Perplexing WP Importer behaviour

@migration #importer #attachments

In my brief testing of the WP Importer plugin, its behaviour with attachments is nothing short of frustrating, perplexing, bewildering, ...

As others have experienced, the importer often encounters timeout-type problems. PHP (and probably frontend servers like nginx) don't like to wait for 5 minutes to serve a single script. So while attempting to fetch attachments, the Importer gets cut off:

importer cut off during script execution

nginx's error.log tells us:

[error] 1667#0: *4746 upstream timed out (110: Connection timed out) while reading upstream, client: {ip redacted}, server: www.example.com, request: "POST /wp-admin/admin.php?import=wordpress&step=2 HTTP/1.1", upstream: "fastcgi://unix:/var/run/php5-fpm.sock:", host: "wp.example.com", referrer: "http://wp.example.com/wp-admin/admin.php?import=wordpress&step=1&_wpnonce={nonce redacted}"

Meanwhile... checking the media library reveals that, since the importer script uses:

set_time_limit(0); /* line 91 at plugin repo rev 718670 */

... attachments were continuing to be imported in the background while the php5-fpm child kept going (I doubt this would be the behaviour for an Apache mod_php installation).

media library with successful imports

Refreshing this page showed more and more attachments until I manually killed the FPM process.
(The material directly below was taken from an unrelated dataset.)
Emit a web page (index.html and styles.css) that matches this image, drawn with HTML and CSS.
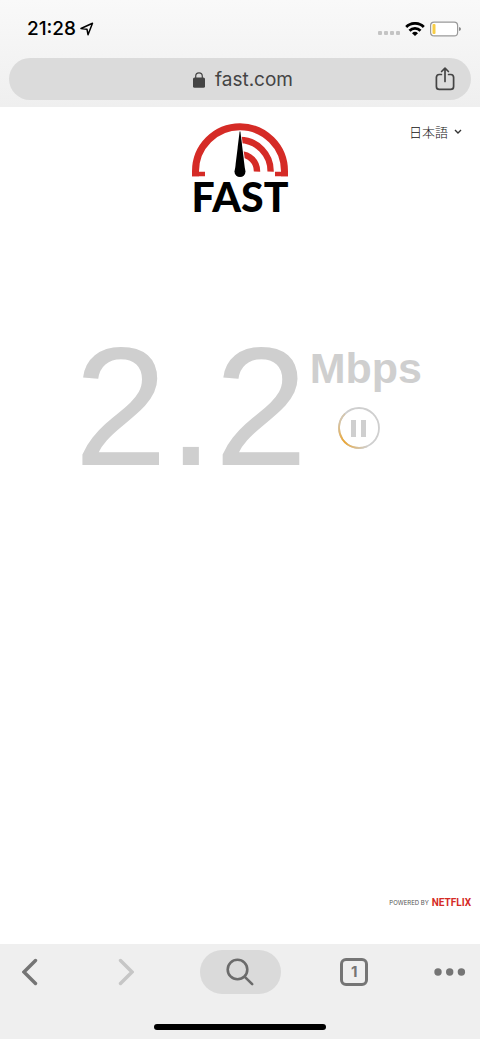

To make things worse, probably because I never finished the process and the script never reached backfill_parents(), all of these attachments are orphaned without being associated with their parent posts...

Solutions?

The first thing that comes to mind is breaking up the import into discrete steps (e.g. chunks of 10 attachments) that are executed in sequence, triggered by some JavaScript-based function in the admin interface that also shows progress. Backfilling parents might also be better done in shorter segments rather than after all attachments are processed.